We would also talk about my mother. He was concerned about her health. He would ask me how she was doing physically, how her stamina was. I realized that even when he was recovering, he was extremely concerned about her health. Sometimes I would complain about her, telling my dad she was too demanding, too strict. Afterward he would talk to my mother about our concerns. I don’t know what they actually spoke about, but he never repeated their conversations. If I continued to complain, he would tell me, “Hey, that is something you’re going to have to discuss with your mother. We’ve spoken about that already. Speak to her.” He always felt that she was doing an amazing job with us, that she was a remarkable woman.
He talked to me about discipline and focus. He was extremely disciplined in his work, and he wanted me to be the same way in mine. I was attracting a lot of attention as a baseball player, and that is when I started to feel that my future was in sports, not in music. I know he wanted me to go into music, but with b
aseball becoming more and more prominent in my life, he thought it was unlikely I would settle on a musical career.
There were certain topics he did not like to discuss. He was very uncomfortable talking about my interest in girls and avoided any discussion of dating or sex. It was up to my mother to deal with those things. It seemed strange to me that he wouldn’t speak with us about it. I knew by then that he had a lot of affairs with other women. My father’s affairs were always at my mother’s expense, and he had several affairs throughout our time on Southridge. He couldn’t very well talk about that with me. I think intimacy was an area he wanted to avoid discussing with me at all costs.

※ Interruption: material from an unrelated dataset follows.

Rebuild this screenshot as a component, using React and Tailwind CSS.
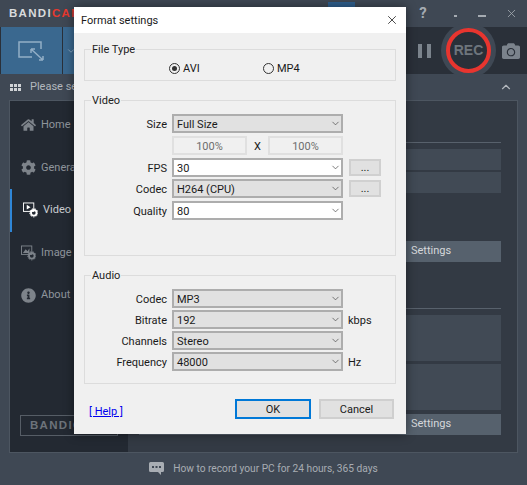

Sex wasn’t the only topic that he tried to avoid. Whenever a conversation got intense or emotionally intimate, he wanted to leave or change the subject. When I would try to talk to him about painful issues, about my struggles and temptations, he would steer the conversation in another direction as quickly as he could.
There were only a few times in all those years of studio talks that he ventured into painful territory. I asked him what it was like when he was in rehab. I wanted to know if there was any pain. I told him how I had felt about seeing him so weak and vulnerable. He didn’t say very much, just that it was mentally tough and physically painful in the beginning. He told me that later on it was hard in other ways. He mentioned that so many things flashed before his eyes, so many people and memories. That was the hardest part, he said, worse than the physical pain. You just have to make up your mind and do it, he told me.
The most painful subject of all, his childhood, was something he mentioned only once during those years. He told me about George, his mother, Mr. Pit, about the dark. He remembered how dark it was at night in the country with only the moon for light, before the darkness of blindness took even that away. He raised his glasses and wiped away tears as he spoke of these things. He told me that he and George were always together when they were little, always. Talking about his brother was almost impossible. “I just don’t know why I couldn’t pull him out of the tub.” His voice broke, and he couldn’t speak. It was clear that he still held himself responsible for George’s death. Unable to say anything else, he stood up and walked out the door.